中国青年报:对于办错案的办案人员,该如何追究其法律责任?
陈光中:追究责任要实事求是,既不能不追究,也不能乱追究。要以当时历史条件下的法律制度为标准。
其中,有两种情况,办案人员的责任应该被追究。一种是法律明明有规定,你还去犯的,这是徇私枉法。还有一种,是职务上疏忽大意,极端不负责任,不认真办案,这种情况也要追究。但要注意的是,追究责任也应该是依法办事,同时要根据实际情况实事求是,否则,造成我们的办案人员什么案件都不敢办,也是不合适的。
十八大以来,对冤假错案的底线就是“零容忍”
中国青年报:在刑事诉讼中,如果某起刑事案件已经终结,当事人已经接受判决,甚至已被执行死刑,之后又有真凶再现,称自己才是该案的凶手,那么,此前已经审理终结并执行的案件,将如何处理?

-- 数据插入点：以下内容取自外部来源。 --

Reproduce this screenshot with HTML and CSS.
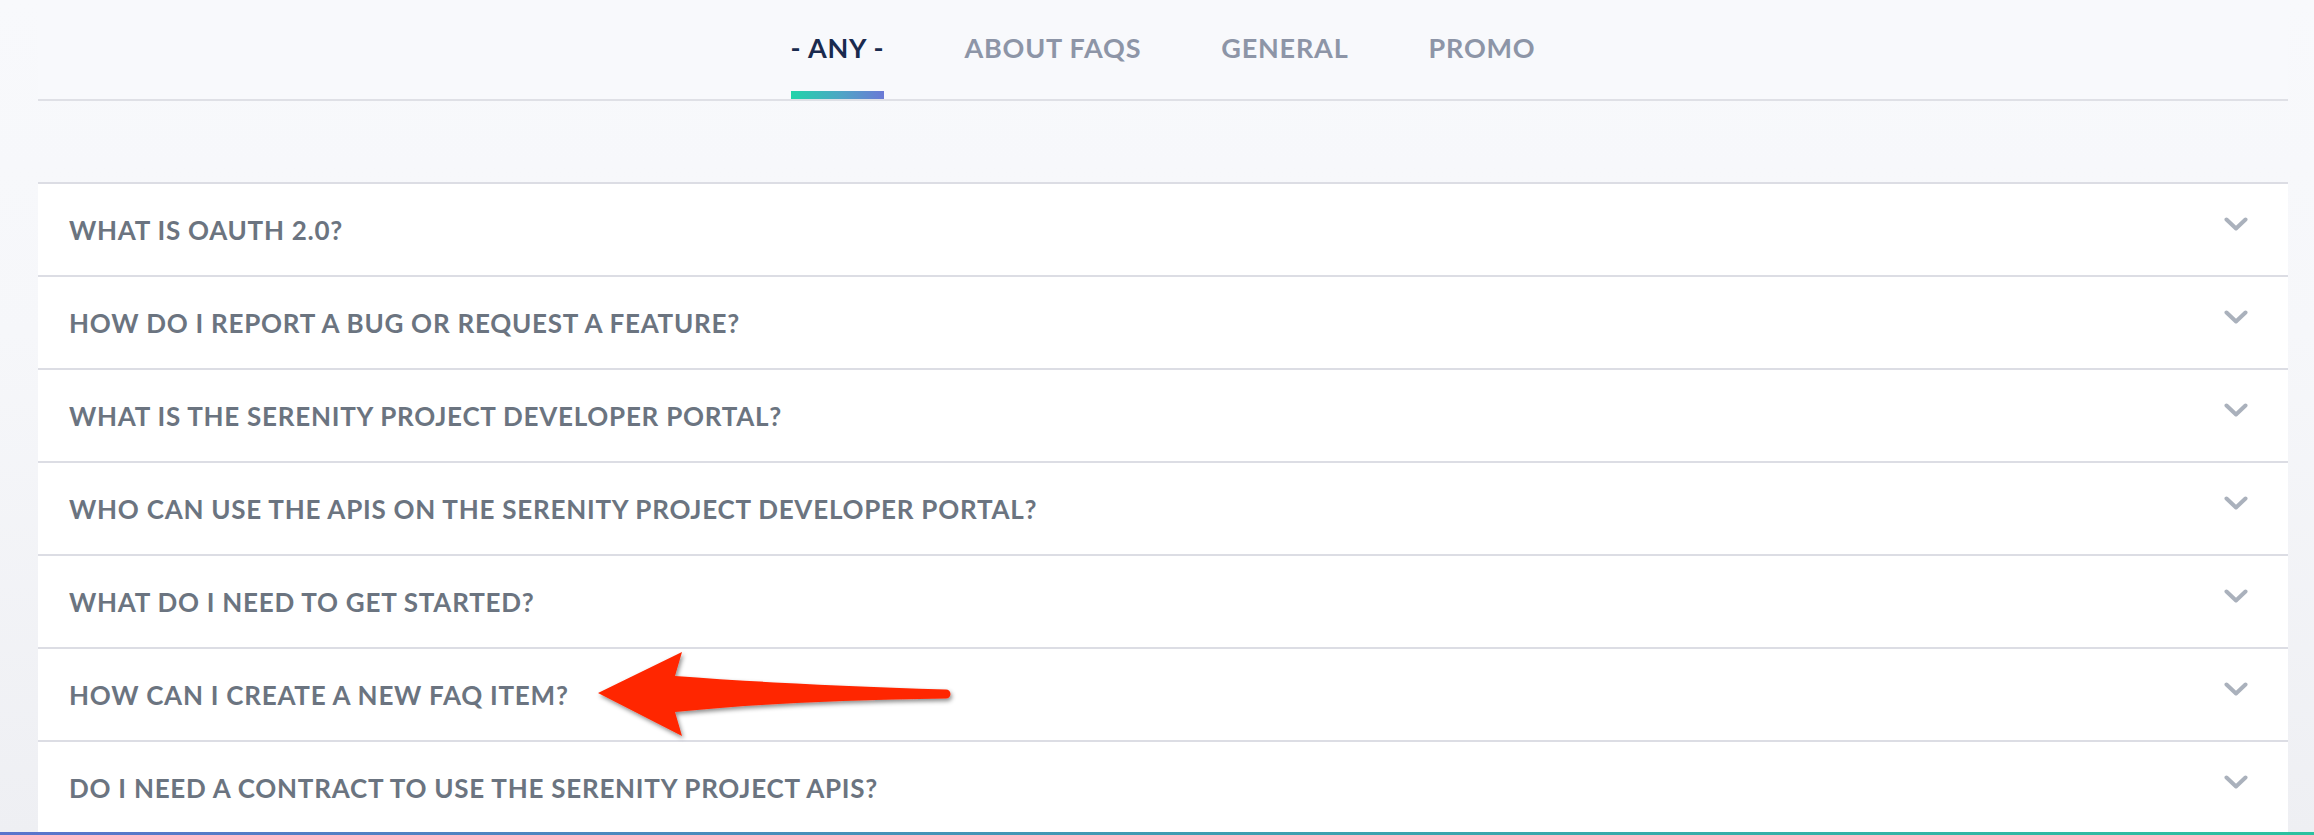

陈光中:我认为,要对法律负责,对当事人负责,对保障人民的合法权益负责,应该尽快重新调查。但现实中会有种种考虑。特别是当年的办案人员,现在可能都在不同的工作岗位上了。例如呼格案就很明显,当年办案的组长现在已经提升到了当地的公安局副局长。其他的办案小组成员,也大大小小都是个官,除了退休的老人外,大都提拔到了一定的领导岗位,就会形成阻力。
十八大以来,强调冤案纠正,对冤假错案的底线就是“零容忍”。要让每一个公民感受到每一起司法案件的公平正义。
中国青年报:对于冤案纠错“能拖就拖”的问题,是否应该有一个硬性的规定?
陈光中:目前,还没有一个具体的、刚性的规定。法律上没有,司法解释中也没有。我认为,现在结合呼格案,在制度上应该有个规定。比如发现真凶,或者说发现明显的矛盾了,就应该有个限期去启动调查,不能拖那么久。呼格案确实拖得太久,我认为是不应该的。
中国青年报:对于“真凶”,又该如何对待?
陈光中:赵志红虽然自己承认是真凶,但还应该要有别的证据,特别是要与当时勘验现场、法医对被害人尸体的鉴定等综合材料相结合。只有口供而没有其他证据,就不能定罪;细节搞不清楚,就不能妄下定论。即便他别的罪够得上死刑了,这个罪不清楚,也不能判。承认也好,不承认也好,能够判定他是真凶,才能说他是真凶。
中国青年报:从1996年《刑事诉讼法》规定“疑罪从无”到现在,您认为在社会认知上,近20年发生了什么变化?
陈光中: “疑罪从无”包含着放纵犯罪的风险,这个风险是由国家来承担的。1996年《刑事诉讼法》规定“疑罪从无”,也是经过反复讨论争论、认知不一致、到最后下决心加上的。写上已经不容易,贯彻就更难。
经过这些年逐步的变化,“疑罪从无”实际上往往演变成“疑罪从轻”,司法机关在犹豫,打折扣地贯彻,现在,又坚决地回归到“疑罪从无”,应该说是理念的进步,也是司法的进步。